Arbaugh concerned Title VII's "employee-numerosity requirement." The Supreme Court, applying the "clearly states" rule, noted that the employee-numerosity requirement appears in a provision of Title VII that does not speak in jurisdictional terms or refer in any way to the jurisdiction of the district courts and determined that the threshold number of employees for application of Title VII is an element of a plaintiff's claim for relief, not a jurisdictional issue.

A review of the FTAIA's statutory text compels the same conclusion in this case. The FTAIA neither speaks in jurisdictional terms nor refers in any way to the jurisdiction of the district courts. The statutory text is wholly silent in regard to the jurisdiction of the federal courts. The FTAIA reads only that the Sherman Act "shall not apply" if certain conditions are met. Assessed through the lens of Arbaugh 's "clearly states" test, the FTAIA's language must be interpreted as imposing a substantive merits limitation rather than a jurisdictional bar.

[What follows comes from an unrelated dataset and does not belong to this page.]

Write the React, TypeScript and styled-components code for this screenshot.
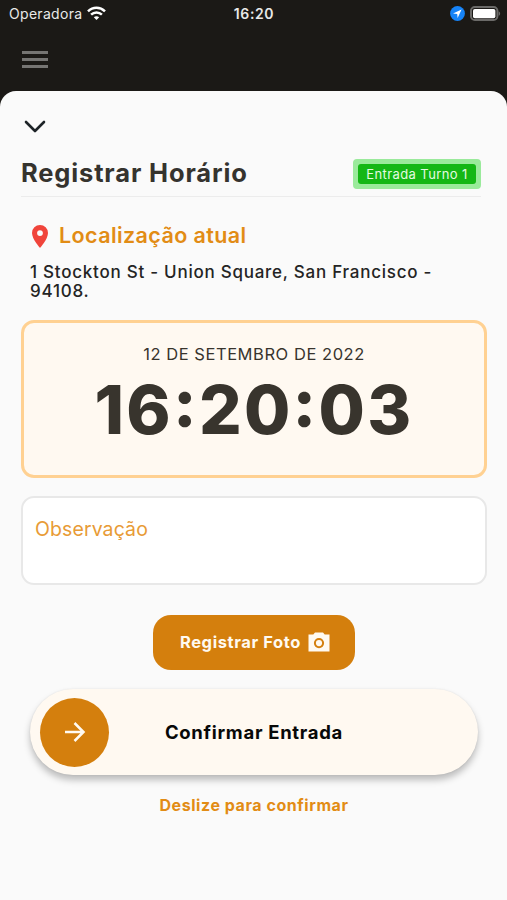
import React from 'react';
import styled, { createGlobalStyle } from 'styled-components';

const GlobalStyle = createGlobalStyle`
  * { box-sizing: border-box; }
  body { margin: 0; background: #1b1916; }
`;

const Screen = styled.div`
  width: 100%;
  height: 900px;
  display: flex;
  flex-direction: column;
  overflow: hidden;
  background: #1b1916;
  font-family: Inter, 'Liberation Sans', sans-serif;
`;

const StatusBar = styled.header`
  height: 28px;
  flex: none;
  display: grid;
  grid-template-columns: 1fr auto 1fr;
  align-items: center;
  padding: 0 6px 0 9px;
  color: #e9e9e8;
`;

const StatusGroup = styled.div<{ $end?: boolean }>`
  display: flex;
  align-items: center;
  justify-content: ${(p) => (p.$end ? 'flex-end' : 'flex-start')};
  gap: 5px;
  svg { display: block; margin-top: -2px; }
`;

const Carrier = styled.span`
  font-size: 14px;
  line-height: 28px;
  letter-spacing: 0.3px;
`;

const StatusTime = styled.span`
  font-size: 14px;
  line-height: 28px;
  font-weight: 600;
  letter-spacing: 0.6px;
  margin-left: -2px;
`;

const NavBar = styled.nav`
  height: 63px;
  flex: none;
  display: flex;
  align-items: center;
  padding: 0 22px;
`;

const MenuButton = styled.button`
  width: 26px;
  padding: 0;
  border: 0;
  background: none;
  display: grid;
  gap: 4px;
`;

const MenuLine = styled.span`
  height: 3px;
  background: #767573;
`;

const Sheet = styled.main`
  flex: 1;
  display: flex;
  flex-direction: column;
  padding: 0 20px 0 21px;
  border-radius: 16px 16px 0 0;
  background: #fafafa;
`;

const CollapseButton = styled.button`
  align-self: flex-start;
  margin: 29px 0 0 3px;
  padding: 0;
  border: 0;
  background: none;
  height: 13px;
  svg { display: block; }
`;

const TitleRow = styled.div`
  display: flex;
  align-items: center;
  justify-content: space-between;
  height: 64px;
  margin-right: 6px;
  padding-top: 18px;
  border-bottom: 1px solid #ececec;
`;

const Title = styled.h1`
  margin: -2px 0 0;
  font-size: 25.5px;
  line-height: 32px;
  font-weight: 650;
  letter-spacing: 0.85px;
  color: #35332e;
  white-space: nowrap;
`;

const Badge = styled.span`
  width: 128px;
  height: 30px;
  border: 5px solid #9aea9b;
  border-radius: 4px;
  background: #9aea9b;
  display: flex;
`;

const BadgeLabel = styled.span`
  flex: 1;
  border-radius: 3px;
  background: #14b715;
  color: #e3fbe0;
  font-size: 13px;
  line-height: 20px;
  text-align: center;
  letter-spacing: 0.4px;
  white-space: nowrap;
`;

const LocationHeading = styled.h2`
  display: flex;
  align-items: center;
  gap: 11px;
  margin: 25px 0 0 11px;
  height: 28px;
  font-size: 21.5px;
  font-weight: 600;
  letter-spacing: 0.4px;
  color: #e28c15;
  white-space: nowrap;
`;

const LocationText = styled.span`
  margin-top: -3px;
`;

const Address = styled.p`
  margin: 13px 0 0 9px;
  font-size: 17px;
  line-height: 18.5px;
  font-weight: 500;
  letter-spacing: 0.75px;
  color: #242424;
`;

const AddressLine = styled.span`
  display: block;
  white-space: nowrap;
`;

const ClockCard = styled.section`
  margin-top: 20px;
  height: 158px;
  flex: none;
  border: 3.5px solid #ffd192;
  border-radius: 13px;
  background: #fff9f1;
  display: flex;
  flex-direction: column;
  align-items: center;
  color: #38342d;
`;

const ClockDate = styled.span`
  margin-top: 19px;
  font-size: 16.5px;
  line-height: 24px;
  letter-spacing: 0.55px;
  white-space: nowrap;
`;

const ClockTime = styled.time`
  margin-top: 6px;
  font-size: 67px;
  line-height: 76px;
  font-weight: 800;
  letter-spacing: 2.3px;
  font-feature-settings: 'case';
  white-space: nowrap;
`;

const Notes = styled.textarea`
  display: block;
  flex: none;
  margin: 18px 0 0;
  height: 89px;
  width: 100%;
  padding: 18px 12px;
  resize: none;
  outline: none;
  border: 2px solid #e8e8e8;
  border-radius: 13px;
  background: #fff;
  font-family: inherit;
  font-size: 19.5px;
  line-height: 26px;
  letter-spacing: 0.1px;
  &::placeholder { color: #e89b36; opacity: 1; }
`;

const PhotoButton = styled.button`
  align-self: center;
  flex: none;
  display: flex;
  align-items: center;
  justify-content: center;
  gap: 7px;
  width: 202px;
  height: 55px;
  margin-top: 30px;
  padding: 0 0 2px 2px;
  border: 0;
  border-radius: 18px;
  background: #d47f0d;
  color: #fffaf1;
  font-family: inherit;
  font-size: 16.5px;
  font-weight: 700;
  letter-spacing: 0.6px;
  white-space: nowrap;
`;

const SlideTrack = styled.div`
  flex: none;
  display: flex;
  align-items: center;
  height: 86px;
  margin: 19px 9px 0;
  padding-left: 10px;
  border-radius: 43px;
  background: #fff9f1;
  box-shadow: 0 5px 7px rgba(0, 0, 0, 0.25), 0 0 2px rgba(0, 0, 0, 0.08);
`;

const SlideHandle = styled.button`
  flex: none;
  width: 69px;
  height: 69px;
  padding: 0;
  border: 0;
  border-radius: 50%;
  background: #d47f0d;
  display: grid;
  place-items: center;
`;

const SlideLabel = styled.span`
  flex: 1;
  padding-right: 79px;
  text-align: center;
  font-size: 18.5px;
  font-weight: 650;
  letter-spacing: 0.7px;
  color: #080808;
  white-space: nowrap;
`;

const Hint = styled.p`
  margin: 19px 0 0;
  text-align: center;
  font-size: 16px;
  line-height: 22px;
  font-weight: 650;
  letter-spacing: 0.55px;
  color: #e28c15;
  white-space: nowrap;
`;

const WifiIcon = () => (
  <svg width="19" height="15" viewBox="0 0 19 15" fill="none" stroke="#fff" strokeWidth="2.5">
    <path d="M1 5.3C5.8.6 13.2.6 18 5.3" />
    <path d="M4.1 8.7c3-2.9 7.8-2.9 10.8 0" />
    <path d="M6.8 11.3c1.5-1.5 3.9-1.5 5.4 0L9.5 14z" fill="#fff" stroke="none" />
  </svg>
);

const LocationArrowIcon = () => (
  <svg width="15" height="15" viewBox="0 0 15 15">
    <circle cx="7.5" cy="7.5" r="7.4" fill="#1683f7" />
    <path d="M11.6 3.4 3 7.4l4.2.5.4 4.1z" fill="#fff" />
  </svg>
);

const BatteryIcon = () => (
  <svg width="31" height="15" viewBox="0 0 31 15">
    <rect x="1" y="1" width="26.4" height="13" rx="3.8" fill="none" stroke="#6b6a68" strokeWidth="2" />
    <rect x="3" y="2.9" width="22.4" height="9.3" rx="1.8" fill="#fff" />
    <path d="M28.6 5.2c2 .8 2 3.8 0 4.6z" fill="#6b6a68" />
  </svg>
);

const ChevronIcon = () => (
  <svg width="22" height="13" viewBox="0 0 22 13" fill="none" stroke="#1d2327" strokeWidth="2.6" strokeLinecap="round" strokeLinejoin="round">
    <path d="M2 2l9 9 9-9" />
  </svg>
);

const PinIcon = () => (
  <svg width="16" height="23" viewBox="0 0 16 23">
    <path fillRule="evenodd" fill="#f0443b" d="M8 0a8 8 0 0 0-8 8c0 6 8 15 8 15s8-9 8-15a8 8 0 0 0-8-8zm0 5.2a2.9 2.9 0 1 1 0 5.8 2.9 2.9 0 0 1 0-5.8z" />
  </svg>
);

const CameraIcon = () => (
  <svg width="22" height="20" viewBox="0 0 22 20">
    <path fillRule="evenodd" fill="#fffaf1" d="M7 .5h8l1.7 2H21.5v17H.5v-17h4.8zM11 6a5.1 5.1 0 1 0 0 10.2a5.1 5.1 0 0 0 0-10.2z" />
    <circle cx="11" cy="11.1" r="3.1" fill="#fffaf1" />
  </svg>
);

const ArrowIcon = () => (
  <svg width="22" height="22" viewBox="0 0 22 22" fill="none" stroke="#fffaf1" strokeWidth="2.5">
    <path d="M1 11h18.5M10.500 2l9 9-9 9" />
  </svg>
);

export default function App() {
  return (
    <>
      <GlobalStyle />
      <Screen>
        <StatusBar>
          <StatusGroup>
            <Carrier>Operadora</Carrier>
            <WifiIcon />
          </StatusGroup>
          <StatusTime>16:20</StatusTime>
          <StatusGroup $end>
            <LocationArrowIcon />
            <BatteryIcon />
          </StatusGroup>
        </StatusBar>
        <NavBar>
          <MenuButton aria-label="Menu">
            <MenuLine />
            <MenuLine />
            <MenuLine />
          </MenuButton>
        </NavBar>
        <Sheet>
          <CollapseButton aria-label="Fechar">
            <ChevronIcon />
          </CollapseButton>
          <TitleRow>
            <Title>Registrar Horário</Title>
            <Badge>
              <BadgeLabel>Entrada Turno 1</BadgeLabel>
            </Badge>
          </TitleRow>
          <LocationHeading>
            <PinIcon />
            <LocationText>Localização atual</LocationText>
          </LocationHeading>
          <Address>
            <AddressLine>1 Stockton St - Union Square, San Francisco -</AddressLine>
            <AddressLine>94108.</AddressLine>
          </Address>
          <ClockCard>
            <ClockDate>12 DE SETEMBRO DE 2022</ClockDate>
            <ClockTime>16:20:03</ClockTime>
          </ClockCard>
          <Notes placeholder="Observação" />
          <PhotoButton>
            Registrar Foto
            <CameraIcon />
          </PhotoButton>
          <SlideTrack>
            <SlideHandle aria-label="Confirmar">
              <ArrowIcon />
            </SlideHandle>
            <SlideLabel>Confirmar Entrada</SlideLabel>
          </SlideTrack>
          <Hint>Deslize para confirmar</Hint>
        </Sheet>
      </Screen>
    </>
  );
}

In enacting the FTAIA, Congress exercised its Commerce Clause authority to delineate the elements of a successful antitrust claim rather than its Article III authority to limit the jurisdiction of the federal courts. The Third Circuit therefore overrules its earlier precedent that construed the FTAIA as imposing a jurisdictional limitation on the application of the Sherman Act.

The District Court's opinion is vacated and the matter is remanded.

— By Debra McLoughlin

For plaintiff-appellants Animal Science Products Inc. and Resco Products Inc. — William A. Isaacson and Jennifer Milici (Boies, Schiller & Flexner), and David S. Stone, Robert A. Magnanini and Amy Walker Wagner (Stone & Magnanini), and Richard E. Donovan (Kelley, Drye & Warren). For defendant-appellees: Sinosteel Corporation — Jonathan S. Caplan, Timothy J. Helwick and Mark A. Baghdassarian (Kramer Levin Naftalis & Frankel); China Minmetals Corporation — Michael L. Weiner, Shepard Goldfein, Thomas Pak and Sean M. Tepe (Skadden, Arps, Slate, Meagher & Flom).